About turning the other cheek

There’s an important issue related to the previous article, where I talked about separating your inputs from your outputs, so that you don’t become a reactionary automaton. It’s the issue of “turning the other cheek”, as Jesus would put it. If we look into it more deeply, we find two underlying issues: self-defense and justice.

The issue of self-defense is essentially the issue of standing your ground, both spiritually and materially. Spiritually, it means defending what you believe in and what you stand for. Materially, it means protecting your life and property, as well as persons and things entrusted to you.

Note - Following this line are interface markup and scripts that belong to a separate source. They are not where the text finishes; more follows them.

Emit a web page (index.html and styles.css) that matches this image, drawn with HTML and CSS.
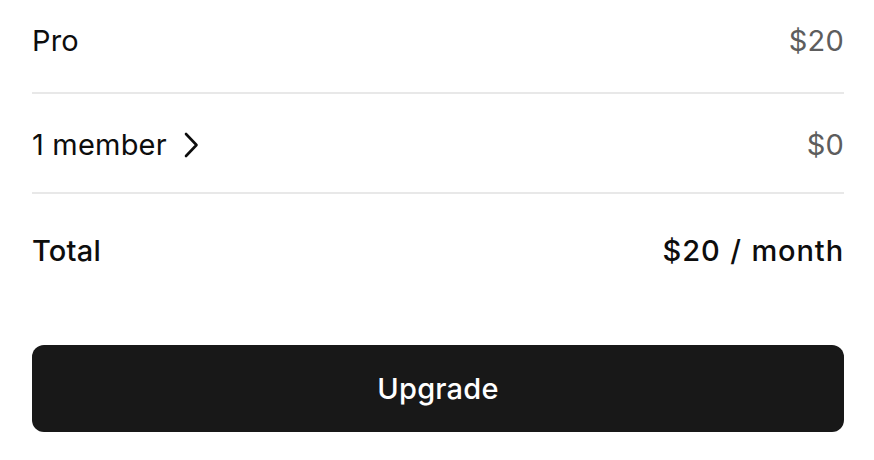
FILE: index.html
```html
<!DOCTYPE html>
<html>
<head>
<meta charset="utf-8">
<link rel="stylesheet" href="styles.css">
</head>
<body>
<div class="summary">
  <div class="row row-first">
    <span class="label">Pro</span>
    <span class="price">$20</span>
  </div>
  <div class="row row-second">
    <span class="label member">1 member
      <svg class="chev" width="18" height="26" viewBox="0 0 18 26" aria-hidden="true">
        <polyline points="4,2 14.5,13 4,24" fill="none" stroke="#0d0d0d" stroke-width="2.6" stroke-linecap="round" stroke-linejoin="round"/>
      </svg>
    </span>
    <span class="price">$0</span>
  </div>
  <div class="row row-total">
    <span class="label strong">Total</span>
    <span class="strong total-value">$20 / month</span>
  </div>
  <button class="upgrade">Upgrade</button>
</div>
</body>
</html>
```
FILE: styles.css
```css
html, body {
  margin: 0;
  padding: 0;
  background: #ffffff;
}
body {
  font-family: Inter, "Noto Sans", sans-serif;
  color: #0d0d0d;
}
.summary {
  padding: 0 30px 0 32px;
  display: flex;
  flex-direction: column;
}
.row {
  display: flex;
  justify-content: space-between;
  align-items: center;
  font-size: 29px;
  line-height: 38px;
  letter-spacing: 0.2px;
}
.row-first {
  padding: 22px 0 32px;
  border-bottom: 2px solid #e8e8e8;
}
.row-second {
  padding: 32px 0 28px;
  border-bottom: 2px solid #e8e8e8;
}
.row-total {
  padding: 38px 0 0;
}
.label {
  display: flex;
  align-items: center;
}
.member .chev {
  margin-left: 15px;
}
.price {
  color: #5d5d5d;
}
.strong {
  font-weight: 500;
}
.total-value {
  letter-spacing: 0.9px;
  word-spacing: 1px;
}
.upgrade {
  margin-top: 75px;
  height: 87px;
  border: none;
  border-radius: 12px;
  background: #181818;
  color: #ffffff;
  font-family: Inter, "Noto Sans", sans-serif;
  font-size: 29px;
  font-weight: 500;
  letter-spacing: 0.2px;
  cursor: pointer;
}
```
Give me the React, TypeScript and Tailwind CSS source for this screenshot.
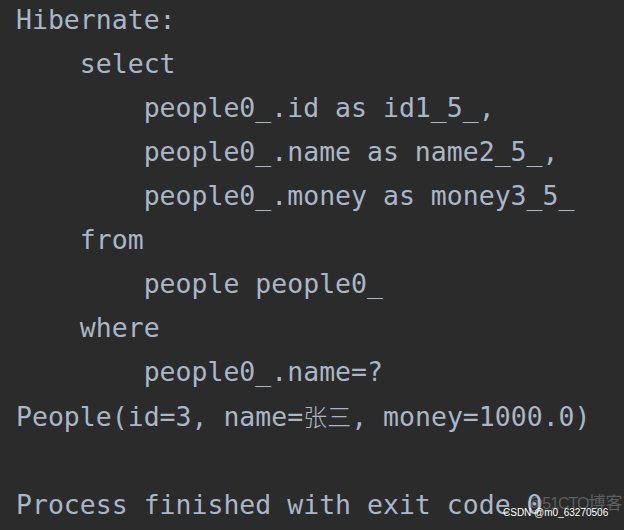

The problem with standing your ground is that everybody and their dog assume they are on the “right side of the Force”. Everybody assumes they are worth defending. But are you, really? Is defense of your person really the defense of God in this world? Is it the defense of what is true, righteous and good? Or are you merely a dog barking at the people on the street just because you’re on the “right” side of the fence, and you’re simply defending your territory like any other animal? Those are important questions, because if you ask people, they will all tell you they are trying to do the right thing, and they are trying to do good. The result of all that is the sum of all evils in the world. All evil people think they are perfectly justified in all their actions. If you find a person who is full of self-doubt and thinks of himself as inherently evil, you’re probably dealing with a saint. Evil not only assumes the right to defend itself, it assumes the right to assert itself. So, although the issue of self-defense initially seemed straightforward and clear, it is everything but. When someone slaps you in the face, the instinctive reaction is to assume you’re right, to assume the right to defend yourself. But what if you are in the wrong? What if that other person has the right to slap you in the face? What if the right and proper response is to feel shame and remorse, to accept rebuke and to repent? So, the solution would be to be situationally aware. You need to know your place in the wider world. You need to know where it is proper to stand your ground and defend your position, and when to re-examine your stance, retreat, perhaps even change sides. One possible lesson of “turn the other cheek”, therefore, might be that you should not assume your righteousness with full certainty. Maybe you got slapped because you’re an asshole. To turn the other cheek might be to accept blame and rebuke, and to offer apology. If so, that is a valid lesson.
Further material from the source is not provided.